La relation proactive avec les autorités (par exemple l’AMF pour les SGP) est un facteur de succès lors des crises. Les modalités d’information en temps réel, la traçabilité des décisions, la documentation des arbitrages et l’anticipation des attentes supervisuelles doivent figurer dans les playbooks. La cohérence entre la communication investisseurs, le FGDR et l’autorité de contrôle est essentielle pour réduire les asymétries d’information et sécuriser le dispositif.
L’indemnisation implique des flux sensibles : elle doit être filtrée conformément aux dispositifs LCB-FT et aux régimes de sanctions/embargos applicables. Les dispositifs de connaissance client (KYC) et de filtrage doivent être interopérables avec les process d’indemnisation. En parallèle, la déontologie du personnel s’assure de la maîtrise des conflits d’intérêts et de l’intégrité de l’information délivrée aux investisseurs en contexte de crise.
Dans l’esprit de la gouvernance produit, les documents de ciblage client (target market), les canaux de distribution et la documentation précontractuelle doivent intégrer la mention adéquate de la garantie des services de gestion, sans créer de dissonance avec les risques inhérents au produit. Les distributeurs doivent être formés aux limites du mécanisme pour éviter toute promesse implicite de performance ou de capital garanti.
La pédagogie est déterminante : messages simples, séquencés, juridiquement exacts, qui différencient « protection du service » et « risques de marché ». Les supports (FAQ, microsite, lignes dédiées) doivent être prêts, testés, et alignés avec le FGDR et les autorités. Une charte éditoriale de crise, validée ex ante, évite les approximations et protège la réputation de la SGP et, plus largement, de l’industrie de la gestion d’actifs.

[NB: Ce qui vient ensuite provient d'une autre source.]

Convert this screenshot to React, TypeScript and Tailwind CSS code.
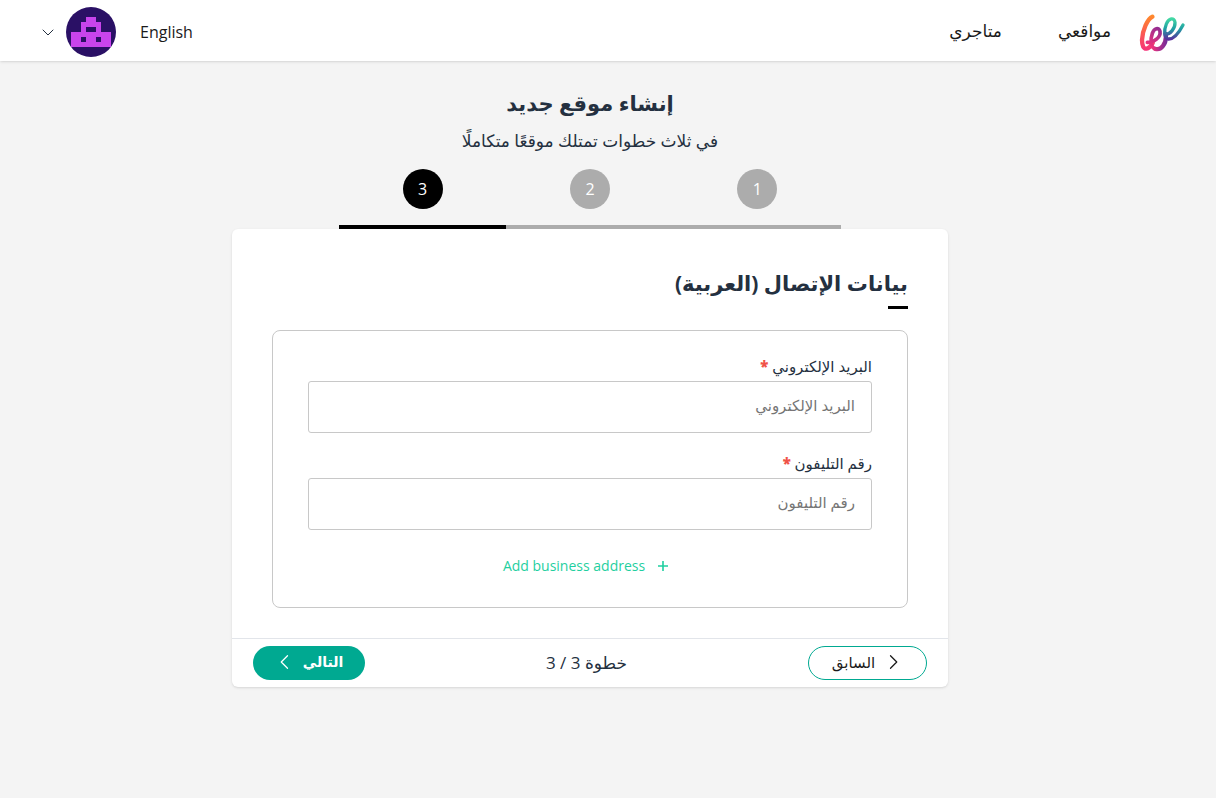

La mise en œuvre du dispositif appelle un programme transverse : mise à jour des politiques, revue contractuelle, renforcement des données, exercices de continuité, formation, simulation d’indemnisation. Le pilotage par la conformité et les risques, avec un sponsor exécutif, assure l’alignement des métiers et des prestataires. Des jalons trimestriels permettent d’ancrer la progression et d’auditer la réalité opérationnelle de la garantie.